Step 3: Use the wallpaper’s secondary color as your accent elsewhere. Whatever the secondary color is in your chosen pattern, bring it into a throw pillow, a candle, a vase. This is how a wallpaper accent wall feels designed rather than decoratively dropped in.
The Room-by-Room Cheat Sheet
The right wall treatment depends on the room. Here’s how to read the space before you decide.
|
Room |
Choose Paint If |
Choose Wallpaper If |
|---|---|---|
|
Bedroom |
You want a calm, enveloping feel |
The room is neutral and needs a cozy focal point behind the bed |
|
Dining Room |
You already have a bold rug or statement art |
The room is understated and gathering moments need elevation |
|
Powder Room |
It’s tiny and you want it to feel larger |
It’s small, so use that as an excuse for something truly dramatic |
|
Living Room |
You have bold furniture you love |
The furniture is neutral and the wall should do the heavy lifting |
A Note on Kitchens
For most kitchen walls, I’d actually steer you away from traditional wallpaper entirely. Steam, splashes, and grease are tough on any paper-based product. What works brilliantly instead is a peel and stick backsplash. The waterproof vinyl material holds up against everything a kitchen throws at it, and the tile and marble designs look genuinely stunning behind a range or sink without requiring any grout, tools, or a contractor.

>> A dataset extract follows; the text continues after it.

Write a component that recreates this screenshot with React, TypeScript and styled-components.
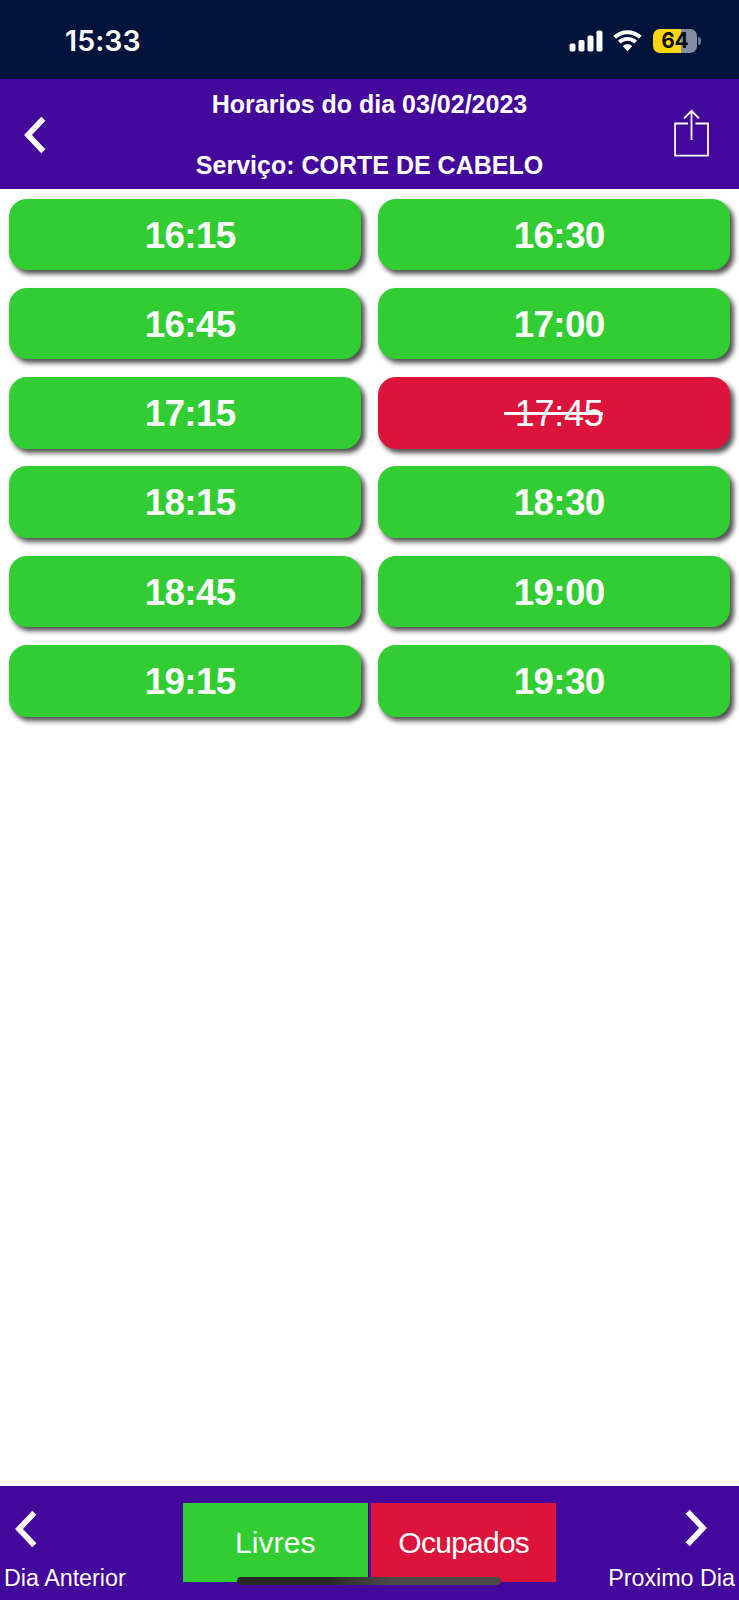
import React from 'react';
import styled, { createGlobalStyle } from 'styled-components';

const GlobalStyle = createGlobalStyle`
  * { box-sizing: border-box; }
  body { margin: 0; background: #fff; }
  button { border: 0; padding: 0; background: none; color: inherit; font: inherit; cursor: pointer; }
  svg { display: block; }
`;

const Screen = styled.div`
  width: 739px;
  height: 1600px;
  display: flex;
  flex-direction: column;
  position: relative;
  overflow: hidden;
  background: #fff;
  color: #fff;
  font-family: 'Liberation Sans', Arial, sans-serif;
`;

const StatusBar = styled.div`
  height: 79px;
  flex: none;
  display: flex;
  align-items: center;
  justify-content: space-between;
  padding: 2px 38.5px 0 65px;
  background: #00133a;
`;

const Clock = styled.span`
  font: 600 28.5px/36px Inter, sans-serif;
  letter-spacing: 0.1px;
`;

const StatusIcons = styled.div`
  display: flex;
  align-items: center;
`;

const SignalIcon = styled.svg`
  margin-right: 10.5px;
`;

const WifiIcon = styled.svg`
  margin-right: 11px;
`;

const Battery = styled.div`
  width: 43.5px;
  height: 24px;
  border-radius: 7px;
  display: flex;
  align-items: center;
  justify-content: center;
  background: linear-gradient(90deg, #ffd60a 0 63%, #868ca3 63%);
  color: #0a0d14;
  font: 700 21px/24px Inter, sans-serif;
  letter-spacing: -0.3px;
`;

const BatteryCap = styled.span`
  width: 3px;
  height: 8px;
  margin-left: 1px;
  border-radius: 0 4px 4px 0;
  background: #6f7791;
`;

const Header = styled.header`
  height: 110px;
  flex: none;
  display: grid;
  grid-template-columns: 60px 1fr 60px;
  align-items: start;
  background: #43079b;
`;

const BackButton = styled.button`
  margin: 37px 0 0 24px;
  justify-self: start;
`;

const ShareButton = styled.button`
  margin: 30px 29px 0 0;
  justify-self: end;
`;

const Titles = styled.div`
  display: flex;
  flex-direction: column;
  align-items: center;
  gap: 32px;
  padding-top: 11px;
`;

const Title = styled.h1`
  margin: 0;
  font-size: 25px;
  line-height: 28.5px;
  font-weight: 700;
  white-space: nowrap;
`;

const Slots = styled.main`
  flex: 1;
  display: grid;
  grid-template-columns: 352px 352px;
  grid-auto-rows: 71.5px;
  gap: 17.8px 17px;
  align-content: start;
  padding: 9.6px 9.3px;
`;

const Slot = styled.button<{ $busy?: boolean }>`
  border-radius: 18px;
  background: ${(p) => (p.$busy ? '#dc143c' : '#32cd32')};
  box-shadow: 3.5px 4px 5px rgba(0, 0, 0, 0.68);
  font-size: ${(p) => (p.$busy ? 36 : 36.8)}px;
  letter-spacing: ${(p) => (p.$busy ? -0.3 : -0.65)}px;
  line-height: 71.5px;
  padding-top: 1px;
  font-weight: ${(p) => (p.$busy ? 400 : 700)};
  white-space: pre;
`;

const Struck = styled.s`
  display: inline-block;
  position: relative;
  line-height: 40px;
  text-decoration: none;

  &::after {
    content: '';
    position: absolute;
    left: -1px;
    right: 0;
    top: 17.5px;
    height: 3px;
    background: #fff;
  }
`;

const Footer = styled.footer`
  height: 114.5px;
  flex: none;
  display: flex;
  justify-content: space-between;
  padding: 0 4px;
  background: #43079b;
`;

const DayButton = styled.button<{ $end?: boolean }>`
  width: 150px;
  height: 106px;
  display: flex;
  flex-direction: column;
  justify-content: space-between;
  align-items: ${(p) => (p.$end ? 'flex-end' : 'flex-start')};
  padding-top: ${(p) => (p.$end ? 23.5 : 24.5)}px;
  font-size: 23.3px;
  line-height: 28px;
  white-space: nowrap;
`;

const DayArrow = styled.span<{ $end?: boolean }>`
  padding: ${(p) => (p.$end ? '0 28.5px 0 0' : '0 0 0 11px')};
`;

const Filters = styled.div`
  display: flex;
  gap: 3.5px;
  padding-top: 17.5px;
`;

const Filter = styled.button<{ $busy?: boolean }>`
  width: 185px;
  height: 79px;
  background: ${(p) => (p.$busy ? '#dc143c' : '#32cd32')};
  font-size: 30px;
  letter-spacing: ${(p) => (p.$busy ? -0.75 : 0.1)}px;
  line-height: 80px;
`;

const HomeIndicator = styled.div`
  position: absolute;
  left: 237px;
  bottom: 15px;
  width: 264px;
  height: 8px;
  border-radius: 4px;
  background: linear-gradient(90deg, #292929 0 35%, #4b4b4b 58%);
`;

const Chevron = ({ right = false }: { right?: boolean }) => (
  <svg width="22" height="38" viewBox="0 0 22 38" fill="none" stroke="#fff" strokeWidth="5.7">
    <path d={right ? 'M2.7 2.8 L18 19 L2.7 35.2' : 'M19.3 2.8 L4 19 L19.3 35.2'} />
  </svg>
);

const slots = [
  '16:15', '16:30', '16:45', '17:00', '17:15', '17:45',
  '18:15', '18:30', '18:45', '19:00', '19:15', '19:30',
];
const busySlots = ['17:45'];

export default function App() {
  return (
    <Screen>
      <GlobalStyle />
      <StatusBar>
        <Clock>15:33</Clock>
        <StatusIcons>
          <SignalIcon width="34" height="22" viewBox="0 0 34 22" fill="#fff">
            <rect x="0.5" y="13.5" width="6" height="8" rx="1.8" />
            <rect x="9.5" y="10" width="6" height="11.5" rx="1.8" />
            <rect x="18.5" y="5.5" width="6" height="16" rx="1.8" />
            <rect x="27.5" y="0.5" width="6" height="21" rx="1.8" />
          </SignalIcon>
          <WifiIcon width="29" height="22" viewBox="0 0 29 22" fill="none" stroke="#fff">
            <path d="M1.7 7.3 C8.7 0.5 20.3 0.5 27.3 7.3" strokeWidth="4" />
            <path d="M6.3 12 C10.8 7.8 18.2 7.8 22.7 12" strokeWidth="3.9" />
            <path d="M9.7 16.3 C12.3 13.7 16.7 13.7 19.3 16.3 L14.5 21.3 Z" fill="#fff" stroke="none" />
          </WifiIcon>
          <Battery>64</Battery>
          <BatteryCap />
        </StatusIcons>
      </StatusBar>
      <Header>
        <BackButton aria-label="Voltar"><Chevron /></BackButton>
        <Titles>
          <Title>Horarios do dia 03/02/2023</Title>
          <Title>Serviço: CORTE DE CABELO</Title>
        </Titles>
        <ShareButton aria-label="Compartilhar">
          <svg width="37" height="50" viewBox="0 0 37 50" fill="none" stroke="#fff" strokeWidth="1.8">
            <path d="M15 14.5 H2.1 V46.6 H35 V14.5 H22.5" />
            <path d="M18.5 31 V2 M11 9.3 L18.5 1.8 L26 9.3" />
          </svg>
        </ShareButton>
      </Header>
      <Slots>
        {slots.map((time) => {
          const busy = busySlots.includes(time);
          const label = '\u00a0' + time;
          return (
            <Slot key={time} $busy={busy}>
              {busy ? <Struck>{label}</Struck> : label}
            </Slot>
          );
        })}
      </Slots>
      <Footer>
        <DayButton>
          <DayArrow><Chevron /></DayArrow>
          Dia Anterior
        </DayButton>
        <Filters>
          <Filter>Livres</Filter>
          <Filter $busy>Ocupados</Filter>
        </Filters>
        <DayButton $end>
          <DayArrow $end><Chevron right /></DayArrow>
          Proximo Dia
        </DayButton>
      </Footer>
      <HomeIndicator />
    </Screen>
  );
}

My Final Tip Before You Decide
Order samples before committing. This applies to both paint and wallpaper equally. Your screen, your phone, and even the store display all lie. A 12-inch wallpaper sample on your actual wall in your actual light is the only honest preview you’ll get. Most quality wallpaper brands offer them, and it’s the best small investment you’ll make before a room refresh.
Whether you end up painting or papering, the most important thing is making the decision confidently. That confidence comes from trusting your palette first, then finding the material that serves it.
Now go make that accent wall decision. Your dining room (or bedroom, or powder room) has been waiting long enough.